Let’s be clear about it: the Wuhan Coronavirus is not a pandemic.
If we were in a normal situation, and the disease hadn’t been politicized, we could rely on recorded statistics to tell us whether or not COVID-19 should be classified as a pandemic. Unfortunately, this is not a normal situation. Statistics on the infection have been gamed and manipulated to inflate both incidence and fatality rates. I have no confidence in any of the aggregate statistics put out by state and federal governments.
Therefore I am forced to focus on anecdotal evidence and utilize common sense. For the past three or four months, during my very limited social interactions (mostly involving family and close friends), I’ve made it my habit to quiz people about their personal experience with the coronavirus: Do you know anyone who has contracted COVID-19? If so, did any of them die of it?
For myself, I don’t even know anyone who has tested positive for the disease, much less died of it. And the overwhelming majority of the people I asked don’t know anyone who has had it. Out of all the people I have asked, only one person knows someone (a very elderly person) who died of the WuFlu.
If this were a real pandemic, we would all know multiple victims of it. Every family would have seen at least one fatality from it. Every person would be able to give a lengthy roster of friends and relatives who had contracted it, some of whom would have died.

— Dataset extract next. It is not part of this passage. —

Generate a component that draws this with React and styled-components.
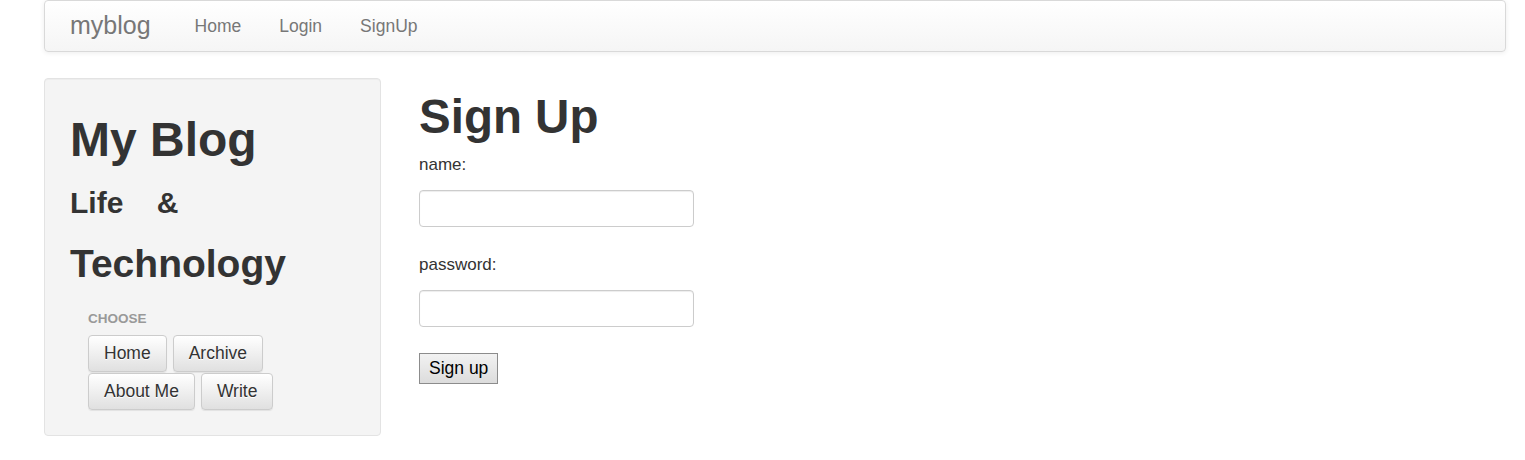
import React from 'react';
import styled, { createGlobalStyle } from 'styled-components';

const GlobalStyle = createGlobalStyle`
  html, body {
    margin: 0;
    padding: 0;
    background: #fff;
  }
  body {
    font-family: "Liberation Sans", Arial, sans-serif;
    font-size: 17px;
    line-height: 1.42857;
    color: #333;
  }
  * { box-sizing: border-box; }
`;

const Navbar = styled.nav`
  display: flex;
  align-items: center;
  height: 52px;
  margin: 0 19px 0 44px;
  border: 1px solid #d9d9d9;
  border-radius: 4px;
  background: linear-gradient(to bottom, #ffffff 0%, #f5f5f5 100%);
  box-shadow: inset 0 1px 0 rgba(255,255,255,.15), 0 1px 5px rgba(0,0,0,.075);
`;

const Brand = styled.a`
  padding: 0 25px;
  font-size: 25px;
  color: #777;
  text-decoration: none;
  text-shadow: 0 1px 0 rgba(255,255,255,.25);
`;

const NavLink = styled.a`
  padding: 0 19px;
  font-size: 17.5px;
  color: #777;
  text-decoration: none;
  text-shadow: 0 1px 0 rgba(255,255,255,.25);
`;

const Page = styled.div`
  display: flex;
  align-items: flex-start;
  gap: 38px;
  margin: 26px 0 0 44px;
`;

const Well = styled.aside`
  width: 337px;
  padding: 19px 25px 25px;
  background: #f4f4f4;
  border: 1px solid #e3e3e3;
  border-radius: 4px;
  box-shadow: inset 0 1px 1px rgba(0,0,0,.03);
`;

const Heading = styled.h1`
  margin: ${p => p.$mt}px 0 0;
  font-size: ${p => p.$size}px;
  font-weight: 700;
  line-height: 1.1;
  color: #333;
  white-space: pre;
`;

const Choose = styled.div`
  margin: 23px 0 0 18px;
  font-size: 13.5px;
  font-weight: 700;
  color: #999;
  text-transform: uppercase;
`;

const ButtonGroup = styled.div`
  display: flex;
  flex-wrap: wrap;
  gap: 1px 6px;
  width: 267px;
  margin: 7px 0 0 18px;
`;

const BtnDefault = styled.a`
  display: inline-block;
  padding: 7px 15px;
  font-size: 17.5px;
  line-height: 21px;
  color: #333;
  text-decoration: none;
  text-shadow: 0 1px 0 #fff;
  background: linear-gradient(to bottom, #ffffff 0%, #e0e0e0 100%);
  border: 1px solid #ccc;
  border-radius: 4px;
  box-shadow: inset 0 1px 0 rgba(255,255,255,.15), 0 1px 1px rgba(0,0,0,.075);
`;

const Main = styled.main`
  display: flex;
  flex-direction: column;
  align-items: flex-start;
  padding-top: 13px;
`;

const Label = styled.label`
  display: block;
  margin-top: ${p => p.$mt}px;
  font-size: 17px;
  line-height: 24px;
  color: #333;
`;

const Input = styled.input`
  display: block;
  width: 275px;
  height: 37px;
  margin-top: 13px;
  padding: 6px 12px;
  font-size: 17px;
  font-family: inherit;
  border: 1px solid #ccc;
  border-radius: 4px;
  background: #fff;
  box-shadow: inset 0 1px 1px rgba(0,0,0,.075);
  outline: none;
`;

const SubmitButton = styled.button`
  margin-top: 26px;
  padding: 3px 9px;
  font-family: "Liberation Sans", Arial, sans-serif;
  font-size: 17.5px;
  line-height: 23px;
  color: #000;
  background: linear-gradient(to bottom, #f2f2f2 0%, #dcdcdc 100%);
  border: 1px solid #8c8c8c;
  border-radius: 0;
`;

export default function App() {
  return (
    <>
      <GlobalStyle />
      <Navbar>
        <Brand href="#">myblog</Brand>
        <NavLink href="#">Home</NavLink>
        <NavLink href="#">Login</NavLink>
        <NavLink href="#">SignUp</NavLink>
      </Navbar>
      <Page>
        <Well>
          <Heading $size={48} $mt={16}>My Blog</Heading>
          <Heading as="h3" $size={30} $mt={19}>{'Life    &'}</Heading>
          <Heading as="h2" $size={39} $mt={24}>Technology</Heading>
          <Choose>Choose</Choose>
          <ButtonGroup>
            <BtnDefault href="#">Home</BtnDefault>
            <BtnDefault href="#">Archive</BtnDefault>
            <BtnDefault href="#">About Me</BtnDefault>
            <BtnDefault href="#">Write</BtnDefault>
          </ButtonGroup>
        </Well>
        <Main>
          <Heading $size={47.5} $mt={0}>Sign Up</Heading>
          <Label $mt={10} htmlFor="name">name:</Label>
          <Input id="name" type="text" />
          <Label $mt={26} htmlFor="password">password:</Label>
          <Input id="password" type="password" />
          <SubmitButton type="button">Sign up</SubmitButton>
        </Main>
      </Page>
    </>
  );
}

But this is most definitely not the case with COVID-19. The only encounter we have with alarming news about the disease is when we watch TV.
[An aside — I’m certain that nurses and other front-line health care workers would are exceptions to what I just described; none of the people I have talked to fall into that category. However, the experiences of medical professionals do not invalidate the general conclusion that COVID-19 is not a pandemic.]
The evidence is overwhelming that there is no justification for the draconian shutdowns and mask mandates and forced social distancing. The “pandemic” is all hype and hoopla aimed at credulous people with the evident intention of scaring them witless.
I have a couple of other points to make before I conclude this evening’s Corona rant.
Gates of Vienna’s long-time British commenter Mark H has compared the measures taken against the coronavirus — primarily the mask mandate — with those used to combat drunk driving. I have the highest respect for Mark, so it pains me to say that this is an inappropriate analogy. If contracting COVID is like a deadly encounter with a drunk driver, then the strictures imposed on the British public by Her Majesty’s government are like requiring ALL drivers to get off the road until the drunk drivers have all been neutralized. No one would be allowed to get into his or her car for fear of interacting with a drunk driver somewhere out there on the road.
A sane approach to the issue would be to help the small minority of people who are severely at risk — Mark is one of those — to deal with their situation. Detailed, unsensationalized information should be made widely available about the dangers of COVID-19 for the very elderly, people with respiratory diseases, diabetics, and acute sufferers from other chronic diseases. The resources of the state could be utilized to intervene with and protect people in those at-risk groups — to help them in their homes, deliver food to them, provide sanitizing materials gratis, etc. Meanwhile, relatively healthy people — the vast majority of the population — could go about their business unhindered.
That would be the sane approach to the issue, but governments throughout the West are collectively insane at the moment. It seems that scaring the bejeebers out of ordinary citizens is their preferred plan of action.